The story humorously gives us the old-time belief that Woodstock was a haunted spot; and Scott refers in his preface to a book, printed in London in the year 1660, bearing the sombre title of “The Just Devil of Woodstock; or a true narrative of the several apparitions, the fights and punishments inflicted upon the rumpish commissioners sent thither to survey the manors and houses belonging to his Magestie.” The sad story of the fair Rosamond, murdered here by Queen Eleanor, was well calculated to make the ghostly apparitions more real; at least, the place was tragic enough to impress the superstitious of that generation. But the great value of this novel, apart from the picture of the times, consists in the portrayal of a living, breathing Cromwell; such a Cromwell as no history gives, but the Cromwell who appears as the resultant of them all; a man of deep emotion, wary in council and unwavering in execution, a man without a single grace of oratory, who, by the force of character, assumed and kept the leadership of the House of Commons; in whose presence the bravest men stood lost in fear and wonder. Or, as Scott beautifully puts it: “So true it is, that as greater lights swallow up and extinguish the display of those which are less, so men of great, capacious, and overruling minds, bear aside and subdue, in their climax of passion, the more feeble wills and passions of others; as, when a river joins a brook, the fiercer torrent shoulders aside the smaller stream.”
There is one other sketch which claims our attention—that of the disguised wanderer, Charles the Second, revered by Royalist, and pursued by the ruling party as an outcast. “No person on earth,” Scott says, “could better understand the society in which he moved; exile had made him acquainted with life in all its shades and varieties—his spirits, if not uniform, were elastic—he had that species of Epicurean philosophy which, even in the most extreme difficulties and dangers, can in an interval of ease, however brief, avail itself of the enjoyments of the moment—he was, in short, in youth and misfortune, as afterward in his regal condition, a good-humored but hard-hearted voluptuary, wise, save where his passions intervened, beneficent, save where prodigality had deprived him of the means, or prejudice of the wish to confer benefits—his faults such as might have often drawn down hatred, but that they were mingled with so much urbanity, that the injured person felt it impossible to retain the full sense of his wrongs.”
During his wandering he was entertained for a time at the home of the old knight, Sir Henry Lee, proprietor of Woodstock. The attachment formed for the old knight and his family affords Scott material for one of those dramatic descriptions in which he always so much delighted.

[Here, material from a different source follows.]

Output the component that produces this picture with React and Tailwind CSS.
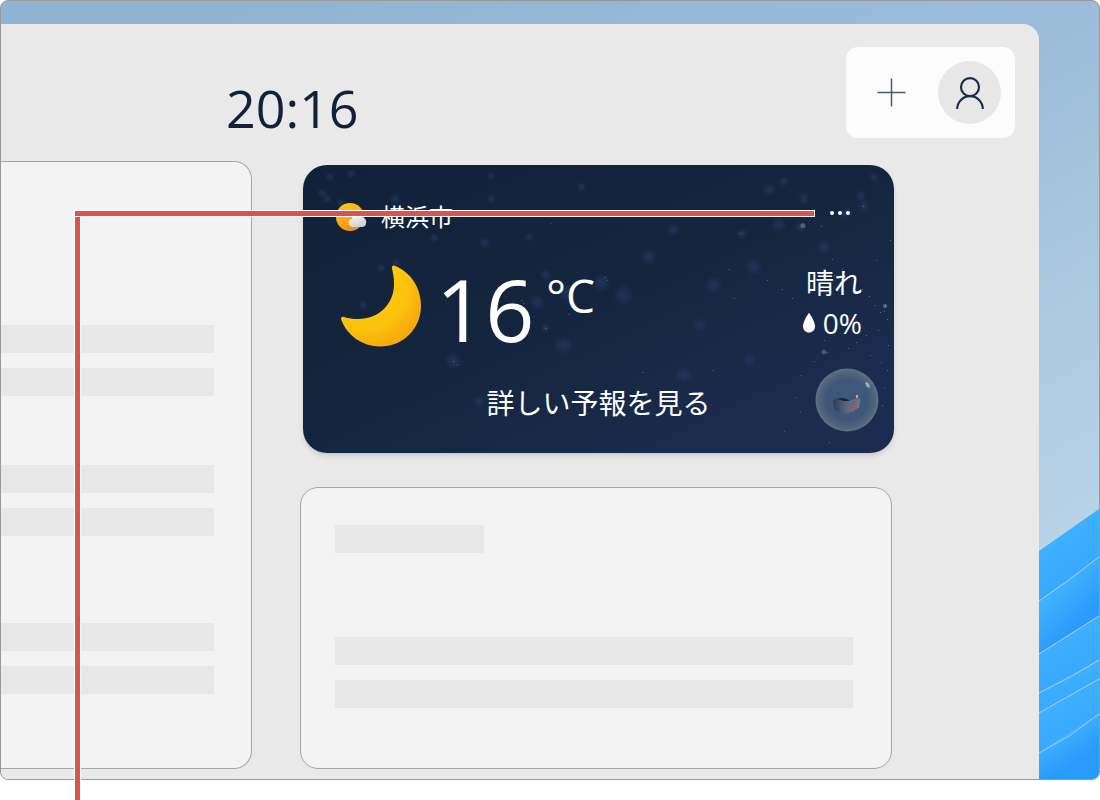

It was the 29th of May. All England sang. “The king enjoys his own again.” “He made his progress from Rochester to London, with a reception on the part of his subjects so unanimously cordial, as made him say gaily, it must have been his own fault to stay so long away from a country where his arrival gave so much joy. On horseback, betwixt his two brothers, the dukes of York and Gloucester, the restored monarch trode slowly over roads strewn with flowers—by conduits running wine, under triumphal arches, and through streets hung with tapestry. There were citizens in various bands, some arrayed in coats of black velvet, with gold chains, some in military suits of cloth of gold, or cloth of silver, followed by all those craftsmen, who, having hooted the father from Whitehall, had now come to shout the son into possession of his ancestral palace. On his passage through Blackheath he passed that army, which, so long formidable to England herself, as well as to Europe, had been the means of restoring the monarchy which their own hands had destroyed. As the king passed the last files of this formidable host he came to an open part of the heath, where many persons of quality, with others of inferior rank, had stationed themselves to gratulate him as he passed toward the capital.
“There was one group, however, which attracted particular attention from those around, on account of the respect shown to the party by the soldiers who kept the ground, and who, whether Cavaliers or Roundheads, seemed to contest emulously which should contribute most to their accommodation; for both the elder and younger of the party had been distinguished in the Civil War.
“It was a family group, of which the principal figure was an old man seated in a chair, having a complacent smile on his face, and a tear swelling to his eye, as he saw the banners wave on in interminable succession, and heard the multitude shouting the long-silenced acclamation, ‘God save King Charles!’ His cheek was ashy pale, and his long beard bleached like the thistle down; his blue eye was cloudless, yet it was obvious that his vision was failing. His motions were feeble, and he spoke little, except when he answered the prattle of his grandchildren or asked a question of his daughter, who sat beside him, matured in matronly beauty. A gigantic dog, which bore the signs of being at the extremity of canine life, with eyes dim, and head slouched down, exhibiting only the ruin of his former appearance, formed a remarkable figure in the group.
“And now the distant clarions announced the royal presence. Onward came pursuivant and trumpet—onward came plumes and cloth of gold, and waving standards displayed, and swords gleaming to the sun; and, at length, heading a group of the noblest in England, supported by his royal brothers on either side, onward came King Charles. The monarch gazed an instant on the party, sprung from his horse, and walked instantly up to the old knight, amid thundering acclamations of the people, when they saw Charles with his own hand oppose the feeble attempts of the old man to rise to do him homage. Gently placing him on his seat—‘Bless,’ he said, ‘father—bless your son, who has returned in safety, as you blessed him when he departed in danger.’
“‘Excuse me for having made you wait, my lords,’ said the king as he mounted his horse. ‘Indeed, had it not been for these good folks, you might have waited for me long enough to little purpose. Move on, sirs.’ The array moved on accordingly; the sound of trumpet and drum again rose amid the acclamations; but the knight had relapsed into earthly paleness; his eyes were closed and opened not again. They ran to his assistance, but it was too late. The light that burned so low in the socket had leaped up and expired, in one exhilarating flash.”